→ Dataset:
╭──
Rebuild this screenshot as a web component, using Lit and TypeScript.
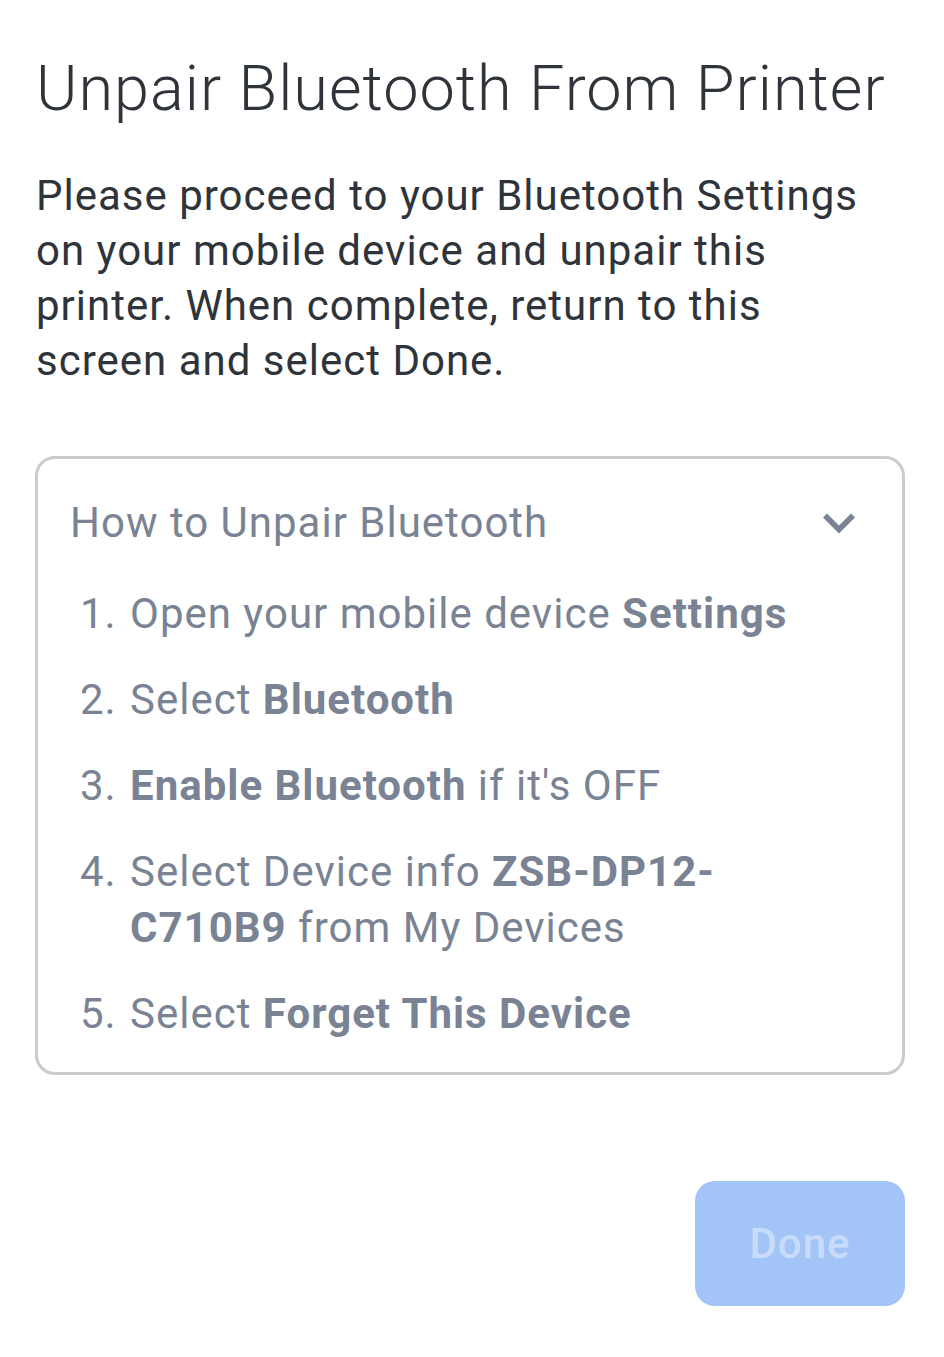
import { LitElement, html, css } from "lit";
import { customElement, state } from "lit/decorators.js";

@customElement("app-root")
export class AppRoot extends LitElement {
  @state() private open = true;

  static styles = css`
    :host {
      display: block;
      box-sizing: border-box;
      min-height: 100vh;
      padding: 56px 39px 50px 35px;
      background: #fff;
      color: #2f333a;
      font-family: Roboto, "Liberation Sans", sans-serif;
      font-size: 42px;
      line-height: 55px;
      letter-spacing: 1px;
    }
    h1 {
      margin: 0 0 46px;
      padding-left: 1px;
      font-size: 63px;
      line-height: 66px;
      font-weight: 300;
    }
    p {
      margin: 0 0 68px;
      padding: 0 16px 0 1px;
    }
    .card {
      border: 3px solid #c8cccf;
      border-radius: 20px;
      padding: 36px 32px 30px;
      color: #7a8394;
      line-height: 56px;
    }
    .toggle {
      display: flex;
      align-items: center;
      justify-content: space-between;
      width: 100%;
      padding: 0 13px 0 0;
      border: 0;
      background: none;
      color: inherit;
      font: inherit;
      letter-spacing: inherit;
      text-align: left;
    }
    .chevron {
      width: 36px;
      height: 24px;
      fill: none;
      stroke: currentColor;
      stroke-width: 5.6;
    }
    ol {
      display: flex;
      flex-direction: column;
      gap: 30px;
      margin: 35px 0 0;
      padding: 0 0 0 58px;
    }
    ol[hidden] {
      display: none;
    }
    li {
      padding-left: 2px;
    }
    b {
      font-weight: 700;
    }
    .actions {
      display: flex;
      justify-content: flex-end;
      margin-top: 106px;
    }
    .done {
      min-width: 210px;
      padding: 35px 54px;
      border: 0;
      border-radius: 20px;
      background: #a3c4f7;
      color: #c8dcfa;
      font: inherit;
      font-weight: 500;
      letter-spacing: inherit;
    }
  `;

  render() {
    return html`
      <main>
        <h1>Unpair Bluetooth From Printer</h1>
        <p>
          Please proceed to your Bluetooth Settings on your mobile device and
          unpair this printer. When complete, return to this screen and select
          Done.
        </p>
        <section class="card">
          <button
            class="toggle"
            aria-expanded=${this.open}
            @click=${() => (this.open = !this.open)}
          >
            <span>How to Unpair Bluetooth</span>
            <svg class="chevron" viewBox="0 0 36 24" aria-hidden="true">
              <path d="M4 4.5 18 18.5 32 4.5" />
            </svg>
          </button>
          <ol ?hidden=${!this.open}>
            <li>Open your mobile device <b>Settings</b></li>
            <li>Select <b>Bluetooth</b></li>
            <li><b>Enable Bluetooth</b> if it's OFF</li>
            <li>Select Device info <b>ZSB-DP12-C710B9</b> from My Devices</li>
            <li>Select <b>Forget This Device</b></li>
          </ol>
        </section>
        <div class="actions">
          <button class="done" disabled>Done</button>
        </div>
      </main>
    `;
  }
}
╰──
╭──
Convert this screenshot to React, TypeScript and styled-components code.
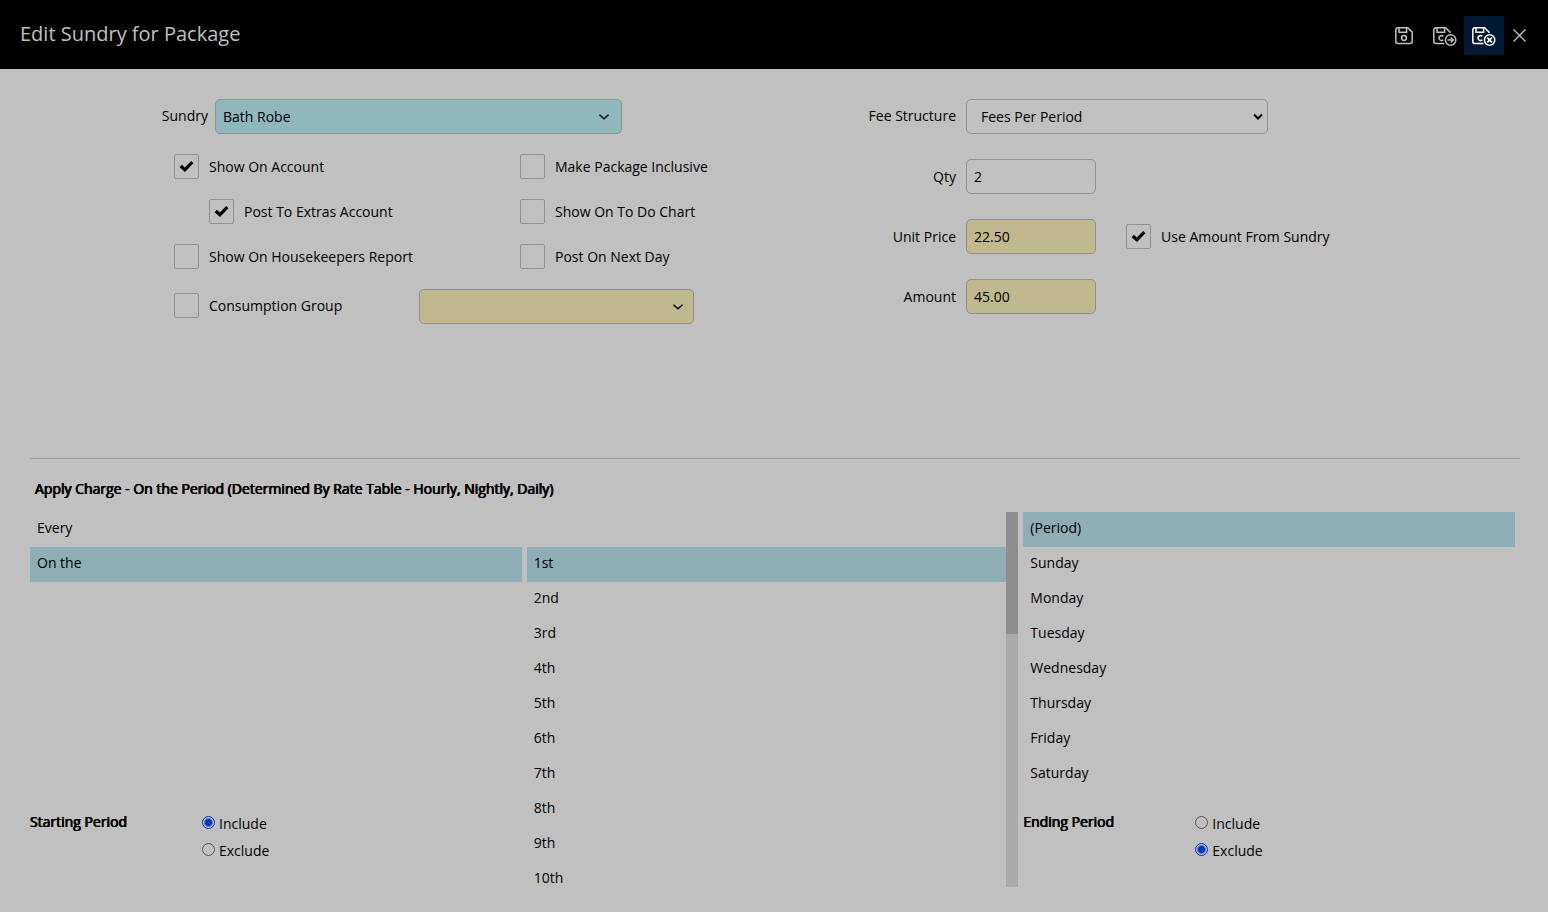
╰──
╭──
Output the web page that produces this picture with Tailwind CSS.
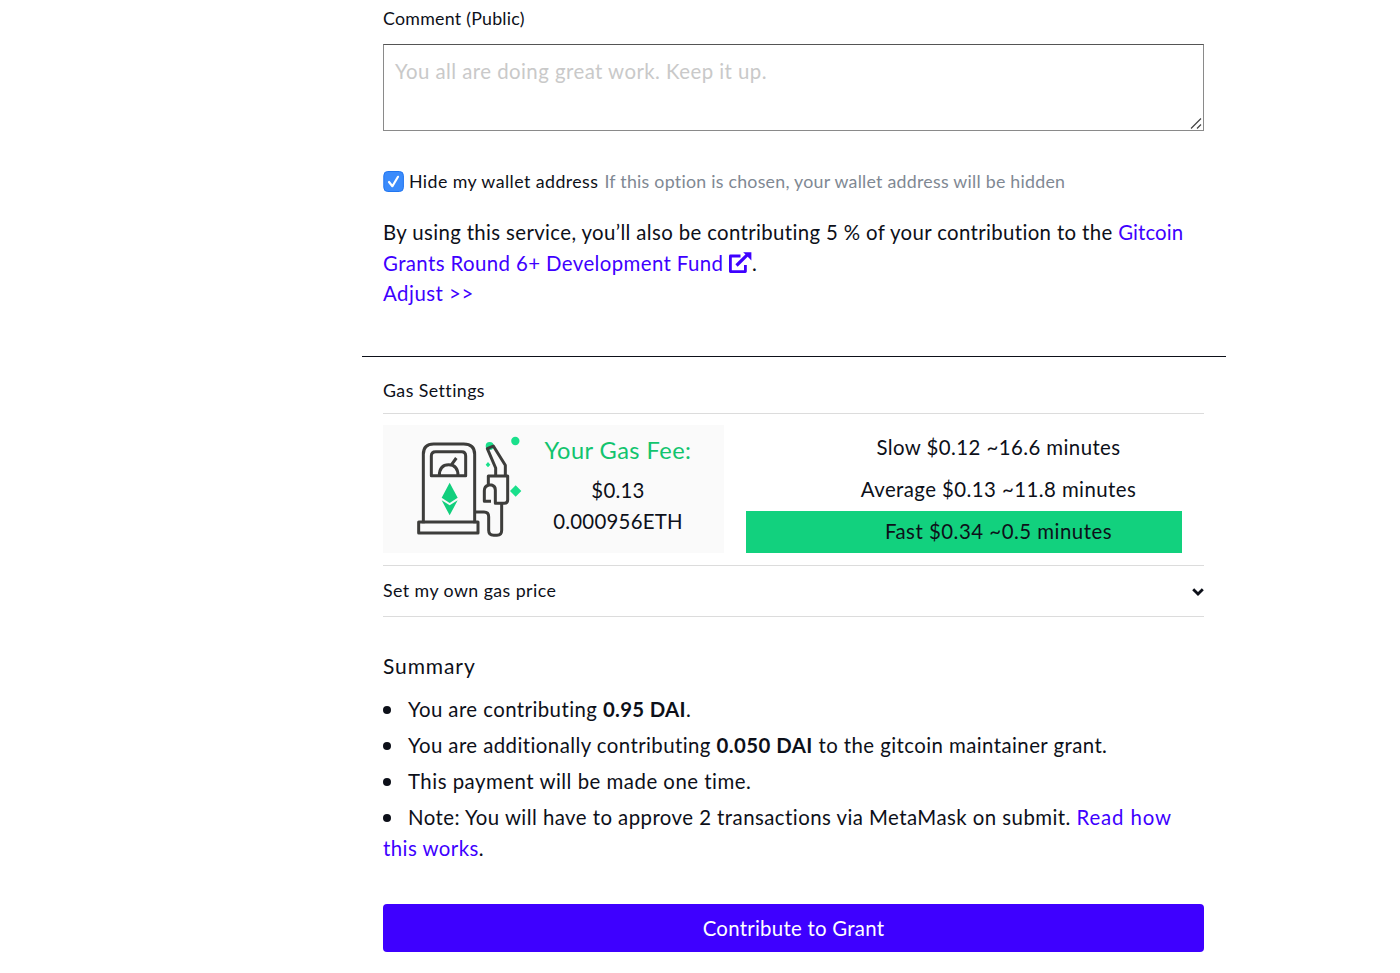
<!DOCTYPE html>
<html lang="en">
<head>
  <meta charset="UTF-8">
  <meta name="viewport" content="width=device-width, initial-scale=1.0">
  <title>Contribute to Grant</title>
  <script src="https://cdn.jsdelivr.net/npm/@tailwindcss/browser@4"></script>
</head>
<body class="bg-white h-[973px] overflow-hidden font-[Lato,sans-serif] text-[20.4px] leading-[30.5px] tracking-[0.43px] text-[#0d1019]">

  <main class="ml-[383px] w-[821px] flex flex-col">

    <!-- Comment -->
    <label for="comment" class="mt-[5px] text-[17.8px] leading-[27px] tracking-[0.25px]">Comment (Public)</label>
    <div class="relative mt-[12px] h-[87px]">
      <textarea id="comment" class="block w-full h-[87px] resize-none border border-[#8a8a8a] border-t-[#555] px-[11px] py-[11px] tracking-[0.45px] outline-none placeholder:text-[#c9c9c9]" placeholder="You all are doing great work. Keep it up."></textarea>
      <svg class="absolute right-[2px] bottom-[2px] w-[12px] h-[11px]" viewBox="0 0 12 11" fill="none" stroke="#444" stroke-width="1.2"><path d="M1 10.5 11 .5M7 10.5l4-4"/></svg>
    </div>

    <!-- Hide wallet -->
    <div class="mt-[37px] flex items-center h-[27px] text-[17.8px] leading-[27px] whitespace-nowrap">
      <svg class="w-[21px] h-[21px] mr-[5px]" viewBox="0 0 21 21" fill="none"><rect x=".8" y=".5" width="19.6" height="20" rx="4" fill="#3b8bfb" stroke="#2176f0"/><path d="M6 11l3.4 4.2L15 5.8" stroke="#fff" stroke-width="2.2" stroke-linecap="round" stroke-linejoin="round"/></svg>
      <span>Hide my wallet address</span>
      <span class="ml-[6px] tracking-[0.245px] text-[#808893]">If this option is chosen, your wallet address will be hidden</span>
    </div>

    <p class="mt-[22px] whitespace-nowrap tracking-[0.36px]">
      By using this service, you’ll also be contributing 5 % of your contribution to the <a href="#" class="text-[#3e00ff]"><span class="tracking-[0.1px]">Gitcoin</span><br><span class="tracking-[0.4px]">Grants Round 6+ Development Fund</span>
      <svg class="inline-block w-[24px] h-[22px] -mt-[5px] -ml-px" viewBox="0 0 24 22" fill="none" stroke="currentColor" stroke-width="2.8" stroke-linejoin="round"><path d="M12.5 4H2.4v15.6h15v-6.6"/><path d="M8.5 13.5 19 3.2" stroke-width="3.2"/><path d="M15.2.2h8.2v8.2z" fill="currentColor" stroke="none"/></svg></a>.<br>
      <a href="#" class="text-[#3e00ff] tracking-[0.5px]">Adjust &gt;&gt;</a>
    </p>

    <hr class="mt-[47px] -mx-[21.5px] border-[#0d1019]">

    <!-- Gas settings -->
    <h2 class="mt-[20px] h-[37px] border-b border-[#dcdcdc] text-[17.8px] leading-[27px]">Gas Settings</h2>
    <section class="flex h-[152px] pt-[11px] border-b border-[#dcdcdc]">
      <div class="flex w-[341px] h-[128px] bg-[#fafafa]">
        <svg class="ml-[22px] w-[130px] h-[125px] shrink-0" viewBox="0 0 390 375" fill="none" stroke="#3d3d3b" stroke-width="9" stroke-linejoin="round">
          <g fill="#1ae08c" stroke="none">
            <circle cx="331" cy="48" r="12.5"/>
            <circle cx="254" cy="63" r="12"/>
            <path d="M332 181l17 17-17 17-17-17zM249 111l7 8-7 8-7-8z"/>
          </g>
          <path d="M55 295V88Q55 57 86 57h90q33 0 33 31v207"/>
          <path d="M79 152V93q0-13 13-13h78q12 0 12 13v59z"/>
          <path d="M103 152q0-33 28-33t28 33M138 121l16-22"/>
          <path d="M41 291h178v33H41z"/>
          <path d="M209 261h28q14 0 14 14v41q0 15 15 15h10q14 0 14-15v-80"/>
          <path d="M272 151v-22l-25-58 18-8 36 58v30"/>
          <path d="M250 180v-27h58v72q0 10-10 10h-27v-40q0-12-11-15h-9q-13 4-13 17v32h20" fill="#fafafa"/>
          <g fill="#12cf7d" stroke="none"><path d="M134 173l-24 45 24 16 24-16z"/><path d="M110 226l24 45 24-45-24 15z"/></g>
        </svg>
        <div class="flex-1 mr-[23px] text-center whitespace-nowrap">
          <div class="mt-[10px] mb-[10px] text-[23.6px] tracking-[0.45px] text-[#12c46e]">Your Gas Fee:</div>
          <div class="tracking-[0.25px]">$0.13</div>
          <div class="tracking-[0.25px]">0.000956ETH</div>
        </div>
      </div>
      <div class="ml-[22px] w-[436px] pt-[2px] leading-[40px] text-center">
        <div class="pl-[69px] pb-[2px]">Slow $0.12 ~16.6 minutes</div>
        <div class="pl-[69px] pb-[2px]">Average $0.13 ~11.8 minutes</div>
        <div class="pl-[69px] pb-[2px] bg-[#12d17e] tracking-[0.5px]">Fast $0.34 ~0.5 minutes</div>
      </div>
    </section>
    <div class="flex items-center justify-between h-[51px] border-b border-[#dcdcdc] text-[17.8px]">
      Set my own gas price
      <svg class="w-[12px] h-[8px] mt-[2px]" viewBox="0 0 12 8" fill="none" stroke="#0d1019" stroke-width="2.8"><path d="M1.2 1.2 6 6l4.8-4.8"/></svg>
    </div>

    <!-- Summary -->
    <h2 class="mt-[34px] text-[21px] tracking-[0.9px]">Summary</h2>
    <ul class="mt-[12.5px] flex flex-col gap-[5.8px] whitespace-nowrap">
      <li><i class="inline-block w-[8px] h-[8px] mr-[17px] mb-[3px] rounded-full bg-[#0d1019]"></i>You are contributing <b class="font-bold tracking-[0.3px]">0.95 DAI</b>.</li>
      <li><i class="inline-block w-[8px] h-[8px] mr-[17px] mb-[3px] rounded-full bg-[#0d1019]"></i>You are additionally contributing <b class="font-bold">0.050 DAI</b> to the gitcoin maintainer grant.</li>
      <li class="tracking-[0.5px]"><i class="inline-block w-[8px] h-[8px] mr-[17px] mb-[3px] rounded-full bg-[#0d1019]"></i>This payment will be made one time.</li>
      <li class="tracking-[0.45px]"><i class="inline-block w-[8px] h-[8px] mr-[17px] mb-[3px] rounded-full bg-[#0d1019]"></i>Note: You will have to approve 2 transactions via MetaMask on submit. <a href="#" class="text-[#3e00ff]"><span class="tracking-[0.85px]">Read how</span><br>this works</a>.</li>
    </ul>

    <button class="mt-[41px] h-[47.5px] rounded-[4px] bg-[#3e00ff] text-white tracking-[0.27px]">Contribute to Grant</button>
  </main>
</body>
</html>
╰──
→ Direction: Transcribe, leaving out pictures, each line from the one containing "Rebuild this screenshot" through the one containing "open = true;".

→ Answer for this exercise:
Rebuild this screenshot as a web component, using Lit and TypeScript.
import { LitElement, html, css } from "lit";
import { customElement, state } from "lit/decorators.js";

@customElement("app-root")
export class AppRoot extends LitElement {
  @state() private open = true;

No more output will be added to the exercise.